### OBJECTIVE
Below is some material; set it all down exactly, apart from the pictures.
──────── RECORDED DATA ────────
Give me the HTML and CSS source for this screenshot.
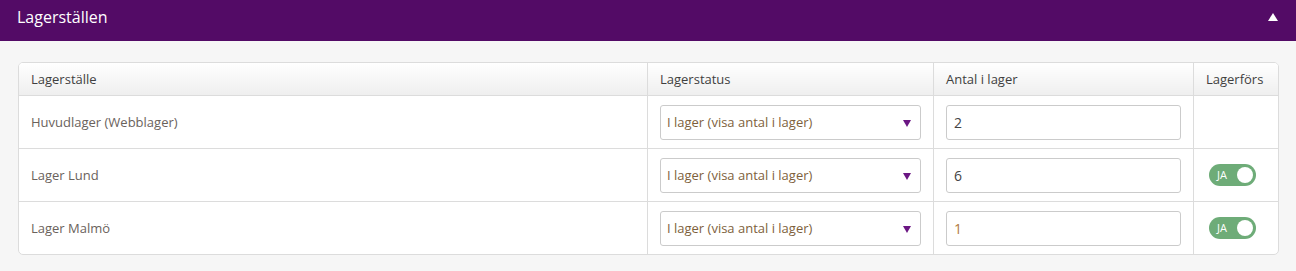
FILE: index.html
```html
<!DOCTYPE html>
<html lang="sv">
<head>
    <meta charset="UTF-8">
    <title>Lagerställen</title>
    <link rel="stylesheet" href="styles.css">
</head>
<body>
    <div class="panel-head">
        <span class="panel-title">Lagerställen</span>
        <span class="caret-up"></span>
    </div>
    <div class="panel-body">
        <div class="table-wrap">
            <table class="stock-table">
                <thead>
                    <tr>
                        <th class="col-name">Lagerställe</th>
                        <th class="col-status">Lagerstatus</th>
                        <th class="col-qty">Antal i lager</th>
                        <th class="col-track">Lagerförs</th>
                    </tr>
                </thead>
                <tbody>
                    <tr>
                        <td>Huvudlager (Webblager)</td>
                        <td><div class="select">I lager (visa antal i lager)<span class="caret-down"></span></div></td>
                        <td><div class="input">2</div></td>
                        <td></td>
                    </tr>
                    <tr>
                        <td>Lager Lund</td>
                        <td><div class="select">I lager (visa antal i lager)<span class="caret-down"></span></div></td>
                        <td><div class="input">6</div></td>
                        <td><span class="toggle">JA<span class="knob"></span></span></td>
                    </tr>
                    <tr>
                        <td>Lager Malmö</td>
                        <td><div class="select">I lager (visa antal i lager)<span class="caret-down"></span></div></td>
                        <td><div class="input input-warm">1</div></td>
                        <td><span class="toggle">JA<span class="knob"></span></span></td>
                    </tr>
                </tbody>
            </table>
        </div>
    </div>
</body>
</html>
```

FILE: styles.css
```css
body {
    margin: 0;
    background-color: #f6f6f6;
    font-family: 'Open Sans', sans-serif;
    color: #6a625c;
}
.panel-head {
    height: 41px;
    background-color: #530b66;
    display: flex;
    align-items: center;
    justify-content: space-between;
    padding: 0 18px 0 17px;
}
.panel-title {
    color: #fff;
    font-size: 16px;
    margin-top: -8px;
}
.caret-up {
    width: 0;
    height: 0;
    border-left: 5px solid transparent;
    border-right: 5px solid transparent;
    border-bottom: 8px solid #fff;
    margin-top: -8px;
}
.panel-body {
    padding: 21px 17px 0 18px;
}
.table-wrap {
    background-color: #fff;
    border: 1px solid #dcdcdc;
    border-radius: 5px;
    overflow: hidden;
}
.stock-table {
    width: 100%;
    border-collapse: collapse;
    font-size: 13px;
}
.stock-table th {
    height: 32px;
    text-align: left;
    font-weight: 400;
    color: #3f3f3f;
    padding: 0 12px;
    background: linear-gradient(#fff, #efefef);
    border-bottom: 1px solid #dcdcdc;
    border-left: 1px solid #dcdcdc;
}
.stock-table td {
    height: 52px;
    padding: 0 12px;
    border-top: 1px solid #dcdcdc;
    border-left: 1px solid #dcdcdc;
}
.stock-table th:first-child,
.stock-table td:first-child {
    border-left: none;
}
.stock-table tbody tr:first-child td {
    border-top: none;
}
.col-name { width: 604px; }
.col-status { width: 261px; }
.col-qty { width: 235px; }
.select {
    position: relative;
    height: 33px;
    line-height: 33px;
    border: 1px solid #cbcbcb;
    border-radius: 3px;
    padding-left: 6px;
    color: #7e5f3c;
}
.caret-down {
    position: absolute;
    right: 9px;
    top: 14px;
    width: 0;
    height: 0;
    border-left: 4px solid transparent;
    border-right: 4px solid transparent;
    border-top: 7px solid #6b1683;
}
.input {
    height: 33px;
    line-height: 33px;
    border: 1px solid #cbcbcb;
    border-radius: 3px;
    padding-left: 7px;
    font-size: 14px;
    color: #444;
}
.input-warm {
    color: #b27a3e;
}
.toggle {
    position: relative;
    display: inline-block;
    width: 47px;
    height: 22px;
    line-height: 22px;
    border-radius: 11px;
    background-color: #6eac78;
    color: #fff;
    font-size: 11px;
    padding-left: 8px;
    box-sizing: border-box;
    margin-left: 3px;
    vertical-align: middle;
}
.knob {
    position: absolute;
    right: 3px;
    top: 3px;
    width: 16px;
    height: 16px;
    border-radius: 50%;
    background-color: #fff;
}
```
────────
### THE ANSWER
Give me the HTML and CSS source for this screenshot.
FILE: index.html
```html
<!DOCTYPE html>
<html lang="sv">
<head>
    <meta charset="UTF-8">
    <title>Lagerställen</title>
    <link rel="stylesheet" href="styles.css">
</head>
<body>
    <div class="panel-head">
        <span class="panel-title">Lagerställen</span>
        <span class="caret-up"></span>
    </div>
    <div class="panel-body">
        <div class="table-wrap">
            <table class="stock-table">
                <thead>
                    <tr>
                        <th class="col-name">Lagerställe</th>
                        <th class="col-status">Lagerstatus</th>
                        <th class="col-qty">Antal i lager</th>
                        <th class="col-track">Lagerförs</th>
                    </tr>
                </thead>
                <tbody>
                    <tr>
                        <td>Huvudlager (Webblager)</td>
                        <td><div class="select">I lager (visa antal i lager)<span class="caret-down"></span></div></td>
                        <td><div class="input">2</div></td>
                        <td></td>
                    </tr>
                    <tr>
                        <td>Lager Lund</td>
                        <td><div class="select">I lager (visa antal i lager)<span class="caret-down"></span></div></td>
                        <td><div class="input">6</div></td>
                        <td><span class="toggle">JA<span class="knob"></span></span></td>
                    </tr>
                    <tr>
                        <td>Lager Malmö</td>
                        <td><div class="select">I lager (visa antal i lager)<span class="caret-down"></span></div></td>
                        <td><div class="input input-warm">1</div></td>
                        <td><span class="toggle">JA<span class="knob"></span></span></td>
                    </tr>
                </tbody>
            </table>
        </div>
    </div>
</body>
</html>
```

FILE: styles.css
```css
body {
    margin: 0;
    background-color: #f6f6f6;
    font-family: 'Open Sans', sans-serif;
    color: #6a625c;
}
.panel-head {
    height: 41px;
    background-color: #530b66;
    display: flex;
    align-items: center;
    justify-content: space-between;
    padding: 0 18px 0 17px;
}
.panel-title {
    color: #fff;
    font-size: 16px;
    margin-top: -8px;
}
.caret-up {
    width: 0;
    height: 0;
    border-left: 5px solid transparent;
    border-right: 5px solid transparent;
    border-bottom: 8px solid #fff;
    margin-top: -8px;
}
.panel-body {
    padding: 21px 17px 0 18px;
}
.table-wrap {
    background-color: #fff;
    border: 1px solid #dcdcdc;
    border-radius: 5px;
    overflow: hidden;
}
.stock-table {
    width: 100%;
    border-collapse: collapse;
    font-size: 13px;
}
.stock-table th {
    height: 32px;
    text-align: left;
    font-weight: 400;
    color: #3f3f3f;
    padding: 0 12px;
    background: linear-gradient(#fff, #efefef);
    border-bottom: 1px solid #dcdcdc;
    border-left: 1px solid #dcdcdc;
}
.stock-table td {
    height: 52px;
    padding: 0 12px;
    border-top: 1px solid #dcdcdc;
    border-left: 1px solid #dcdcdc;
}
.stock-table th:first-child,
.stock-table td:first-child {
    border-left: none;
}
.stock-table tbody tr:first-child td {
    border-top: none;
}
.col-name { width: 604px; }
.col-status { width: 261px; }
.col-qty { width: 235px; }
.select {
    position: relative;
    height: 33px;
    line-height: 33px;
    border: 1px solid #cbcbcb;
    border-radius: 3px;
    padding-left: 6px;
    color: #7e5f3c;
}
.caret-down {
    position: absolute;
    right: 9px;
    top: 14px;
    width: 0;
    height: 0;
    border-left: 4px solid transparent;
    border-right: 4px solid transparent;
    border-top: 7px solid #6b1683;
}
.input {
    height: 33px;
    line-height: 33px;
    border: 1px solid #cbcbcb;
    border-radius: 3px;
    padding-left: 7px;
    font-size: 14px;
    color: #444;
}
.input-warm {
    color: #b27a3e;
}
.toggle {
    position: relative;
    display: inline-block;
    width: 47px;
    height: 22px;
    line-height: 22px;
    border-radius: 11px;
    background-color: #6eac78;
    color: #fff;
    font-size: 11px;
    padding-left: 8px;
    box-sizing: border-box;
    margin-left: 3px;
    vertical-align: middle;
}
.knob {
    position: absolute;
    right: 3px;
    top: 3px;
    width: 16px;
    height: 16px;
    border-radius: 50%;
    background-color: #fff;
}
```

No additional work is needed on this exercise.